▶ _AIM OF THE TASK_: Retype each line of the material exactly, please, skipping any picture in it.

▶ _COLLECTED DATA_:

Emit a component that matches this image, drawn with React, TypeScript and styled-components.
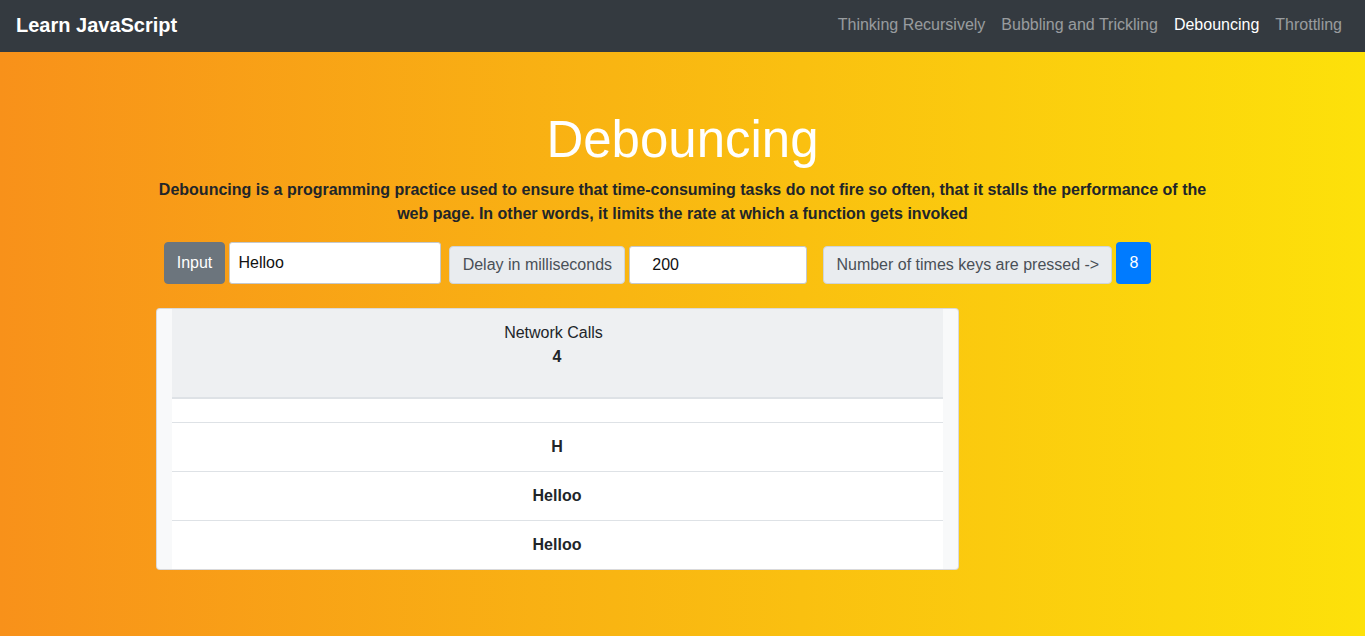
import React from "react";
import styled, { createGlobalStyle } from "styled-components";

const Global = createGlobalStyle`
  html, body { margin: 0; padding: 0; }
  body {
    font-family: "Liberation Sans", Arial, sans-serif;
    font-size: 16px;
    line-height: 1.5;
    color: #212529;
    background: linear-gradient(to right, #f8911a 0%, #f9b512 45%, #fde10a 100%);
    min-height: 636px;
  }
  * { box-sizing: border-box; }
`;

const Page = styled.div`
  min-height: 636px;
  background: linear-gradient(to right, #f8911a 0%, #f9b512 45%, #fde10a 100%);
`;

const NavBar = styled.nav`
  height: 52px;
  background: #343a40;
  display: flex;
  align-items: center;
  justify-content: space-between;
  padding: 0 15px 2px 16px;
`;

const Brand = styled.a`
  color: #fff;
  font-size: 20px;
  font-weight: 700;
  line-height: 30px;
  text-decoration: none;
`;

const NavLinks = styled.div`
  display: flex;
`;

const NavLink = styled.a<{ $active?: boolean }>`
  color: ${(p) => (p.$active ? "#fff" : "rgba(255,255,255,0.5)")};
  font-size: 16px;
  padding: 0 8px;
  line-height: 24px;
  text-decoration: none;
`;

const Main = styled.main`
  width: 1054px;
  margin: 0 auto;
  padding-top: 57px;
`;

const Title = styled.h1`
  margin: 0 0 8px;
  text-align: center;
  color: #fff;
  font-size: 51px;
  font-weight: 400;
  line-height: 1.2;
`;

const Lead = styled.p`
  margin: 0 0 16px;
  text-align: center;
  font-weight: 700;
  font-size: 16px;
  line-height: 24px;
  color: #212529;
`;

const Controls = styled.div`
  display: flex;
  align-items: flex-end;
  padding-left: 8px;
`;

const Group = styled.div<{ $gap?: number }>`
  display: flex;
  align-items: flex-end;
  gap: 4px;
  margin-right: ${(p) => p.$gap ?? 0}px;
`;

const Addon = styled.span<{ $dark?: boolean; $tall?: boolean }>`
  display: flex;
  align-items: center;
  height: ${(p) => (p.$tall ? 42 : 38)}px;
  padding: 0 12.2px;
  border-radius: 4px;
  border: 1px solid ${(p) => (p.$dark ? "#6c757d" : "#ced4da")};
  background: ${(p) => (p.$dark ? "#6c757d" : "#e9ecef")};
  color: ${(p) => (p.$dark ? "#fff" : "#495057")};
  font-size: 16px;
  white-space: nowrap;
`;

const Field = styled.input<{ $w: number; $tall?: boolean; $pl?: number }>`
  width: ${(p) => p.$w}px;
  height: ${(p) => (p.$tall ? 42 : 38)}px;
  padding: 0 8px 0 ${(p) => p.$pl ?? 8}px;
  border: 1px solid #c4c8cc;
  border-radius: 3px;
  background: #fff;
  color: #111;
  font-family: "Liberation Sans", Arial, sans-serif;
  font-size: 16px;
  outline: none;
`;

const Count = styled.span`
  display: flex;
  align-items: center;
  justify-content: center;
  width: 35px;
  height: 42px;
  border-radius: 4px;
  background: #007bff;
  color: #fff;
  font-size: 16px;
`;

const Card = styled.div`
  width: 803px;
  margin-top: 24px;
  border: 1px solid rgba(0, 0, 0, 0.125);
  border-radius: 4px;
  background: #f8f9fa;
  padding: 0 15px;
  overflow: hidden;
`;

const Table = styled.table`
  width: 100%;
  border-collapse: collapse;
  background: #fff;
`;

const HeadCell = styled.th`
  background: #eef0f2;
  font-weight: 400;
  color: #212529;
  text-align: center;
  padding: 12px;
  border-bottom: 2px solid #dee2e6;
  line-height: 24px;
`;

const HeadLabel = styled.div`
  margin-right: 7px;
`;

const HeadCount = styled.div`
  font-weight: 700;
  margin-bottom: 16px;
`;

const Cell = styled.td<{ $first?: boolean }>`
  text-align: center;
  font-weight: 700;
  line-height: 24px;
  height: ${(p) => (p.$first ? 24 : 48)}px;
  padding: ${(p) => (p.$first ? "0" : "12px")};
  border-top: ${(p) => (p.$first ? "none" : "1px solid #dee2e6")};
  color: #212529;
`;

const rows = ["", "H", "Helloo", "Helloo"];

export default function App() {
  return (
    <Page>
      <Global />
      <NavBar>
        <Brand href="#">Learn JavaScript</Brand>
        <NavLinks>
          <NavLink href="#">Thinking Recursively</NavLink>
          <NavLink href="#">Bubbling and Trickling</NavLink>
          <NavLink href="#" $active>
            Debouncing
          </NavLink>
          <NavLink href="#">Throttling</NavLink>
        </NavLinks>
      </NavBar>
      <Main>
        <Title>Debouncing</Title>
        <Lead>
          Debouncing is a programming practice used to ensure that time-consuming tasks do not fire so
          often, that it stalls the performance of the web page. In other words, it limits the rate at
          which a function gets invoked
        </Lead>
        <Controls>
          <Group $gap={8}>
            <Addon $dark $tall>
              Input
            </Addon>
            <Field $w={212} $tall defaultValue="Helloo" />
          </Group>
          <Group $gap={16}>
            <Addon>Delay in milliseconds</Addon>
            <Field $w={178} $pl={22} defaultValue="200" />
          </Group>
          <Group>
            <Addon>Number of times keys are pressed -&gt;</Addon>
            <Count>8</Count>
          </Group>
        </Controls>
        <Card>
          <Table>
            <thead>
              <tr>
                <HeadCell>
                  <HeadLabel>Network Calls</HeadLabel>
                  <HeadCount>4</HeadCount>
                </HeadCell>
              </tr>
            </thead>
            <tbody>
              {rows.map((r, i) => (
                <tr key={i}>
                  <Cell $first={i === 0}>{r}</Cell>
                </tr>
              ))}
            </tbody>
          </Table>
        </Card>
      </Main>
    </Page>
  );
}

▶ _OUTPUT FOR THIS EXERCISE_:
Emit a component that matches this image, drawn with React, TypeScript and styled-components.
import React from "react";
import styled, { createGlobalStyle } from "styled-components";

const Global = createGlobalStyle`
  html, body { margin: 0; padding: 0; }
  body {
    font-family: "Liberation Sans", Arial, sans-serif;
    font-size: 16px;
    line-height: 1.5;
    color: #212529;
    background: linear-gradient(to right, #f8911a 0%, #f9b512 45%, #fde10a 100%);
    min-height: 636px;
  }
  * { box-sizing: border-box; }
`;

const Page = styled.div`
  min-height: 636px;
  background: linear-gradient(to right, #f8911a 0%, #f9b512 45%, #fde10a 100%);
`;

const NavBar = styled.nav`
  height: 52px;
  background: #343a40;
  display: flex;
  align-items: center;
  justify-content: space-between;
  padding: 0 15px 2px 16px;
`;

const Brand = styled.a`
  color: #fff;
  font-size: 20px;
  font-weight: 700;
  line-height: 30px;
  text-decoration: none;
`;

const NavLinks = styled.div`
  display: flex;
`;

const NavLink = styled.a<{ $active?: boolean }>`
  color: ${(p) => (p.$active ? "#fff" : "rgba(255,255,255,0.5)")};
  font-size: 16px;
  padding: 0 8px;
  line-height: 24px;
  text-decoration: none;
`;

const Main = styled.main`
  width: 1054px;
  margin: 0 auto;
  padding-top: 57px;
`;

const Title = styled.h1`
  margin: 0 0 8px;
  text-align: center;
  color: #fff;
  font-size: 51px;
  font-weight: 400;
  line-height: 1.2;
`;

const Lead = styled.p`
  margin: 0 0 16px;
  text-align: center;
  font-weight: 700;
  font-size: 16px;
  line-height: 24px;
  color: #212529;
`;

const Controls = styled.div`
  display: flex;
  align-items: flex-end;
  padding-left: 8px;
`;

const Group = styled.div<{ $gap?: number }>`
  display: flex;
  align-items: flex-end;
  gap: 4px;
  margin-right: ${(p) => p.$gap ?? 0}px;
`;

const Addon = styled.span<{ $dark?: boolean; $tall?: boolean }>`
  display: flex;
  align-items: center;
  height: ${(p) => (p.$tall ? 42 : 38)}px;
  padding: 0 12.2px;
  border-radius: 4px;
  border: 1px solid ${(p) => (p.$dark ? "#6c757d" : "#ced4da")};
  background: ${(p) => (p.$dark ? "#6c757d" : "#e9ecef")};
  color: ${(p) => (p.$dark ? "#fff" : "#495057")};
  font-size: 16px;
  white-space: nowrap;
`;

const Field = styled.input<{ $w: number; $tall?: boolean; $pl?: number }>`
  width: ${(p) => p.$w}px;
  height: ${(p) => (p.$tall ? 42 : 38)}px;
  padding: 0 8px 0 ${(p) => p.$pl ?? 8}px;
  border: 1px solid #c4c8cc;
  border-radius: 3px;
  background: #fff;
  color: #111;
  font-family: "Liberation Sans", Arial, sans-serif;
  font-size: 16px;
  outline: none;
`;

const Count = styled.span`
  display: flex;
  align-items: center;
  justify-content: center;
  width: 35px;
  height: 42px;
  border-radius: 4px;
  background: #007bff;
  color: #fff;
  font-size: 16px;
`;

const Card = styled.div`
  width: 803px;
  margin-top: 24px;
  border: 1px solid rgba(0, 0, 0, 0.125);
  border-radius: 4px;
  background: #f8f9fa;
  padding: 0 15px;
  overflow: hidden;
`;

const Table = styled.table`
  width: 100%;
  border-collapse: collapse;
  background: #fff;
`;

const HeadCell = styled.th`
  background: #eef0f2;
  font-weight: 400;
  color: #212529;
  text-align: center;
  padding: 12px;
  border-bottom: 2px solid #dee2e6;
  line-height: 24px;
`;

const HeadLabel = styled.div`
  margin-right: 7px;
`;

const HeadCount = styled.div`
  font-weight: 700;
  margin-bottom: 16px;
`;

const Cell = styled.td<{ $first?: boolean }>`
  text-align: center;
  font-weight: 700;
  line-height: 24px;
  height: ${(p) => (p.$first ? 24 : 48)}px;
  padding: ${(p) => (p.$first ? "0" : "12px")};
  border-top: ${(p) => (p.$first ? "none" : "1px solid #dee2e6")};
  color: #212529;
`;

const rows = ["", "H", "Helloo", "Helloo"];

export default function App() {
  return (
    <Page>
      <Global />
      <NavBar>
        <Brand href="#">Learn JavaScript</Brand>
        <NavLinks>
          <NavLink href="#">Thinking Recursively</NavLink>
          <NavLink href="#">Bubbling and Trickling</NavLink>
          <NavLink href="#" $active>
            Debouncing
          </NavLink>
          <NavLink href="#">Throttling</NavLink>
        </NavLinks>
      </NavBar>
      <Main>
        <Title>Debouncing</Title>
        <Lead>
          Debouncing is a programming practice used to ensure that time-consuming tasks do not fire so
          often, that it stalls the performance of the web page. In other words, it limits the rate at
          which a function gets invoked
        </Lead>
        <Controls>
          <Group $gap={8}>
            <Addon $dark $tall>
              Input
            </Addon>
            <Field $w={212} $tall defaultValue="Helloo" />
          </Group>
          <Group $gap={16}>
            <Addon>Delay in milliseconds</Addon>
            <Field $w={178} $pl={22} defaultValue="200" />
          </Group>
          <Group>
            <Addon>Number of times keys are pressed -&gt;</Addon>
            <Count>8</Count>
          </Group>
        </Controls>
        <Card>
          <Table>
            <thead>
              <tr>
                <HeadCell>
                  <HeadLabel>Network Calls</HeadLabel>
                  <HeadCount>4</HeadCount>
                </HeadCell>
              </tr>
            </thead>
            <tbody>
              {rows.map((r, i) => (
                <tr key={i}>
                  <Cell $first={i === 0}>{r}</Cell>
                </tr>
              ))}
            </tbody>
          </Table>
        </Card>
      </Main>
    </Page>
  );
}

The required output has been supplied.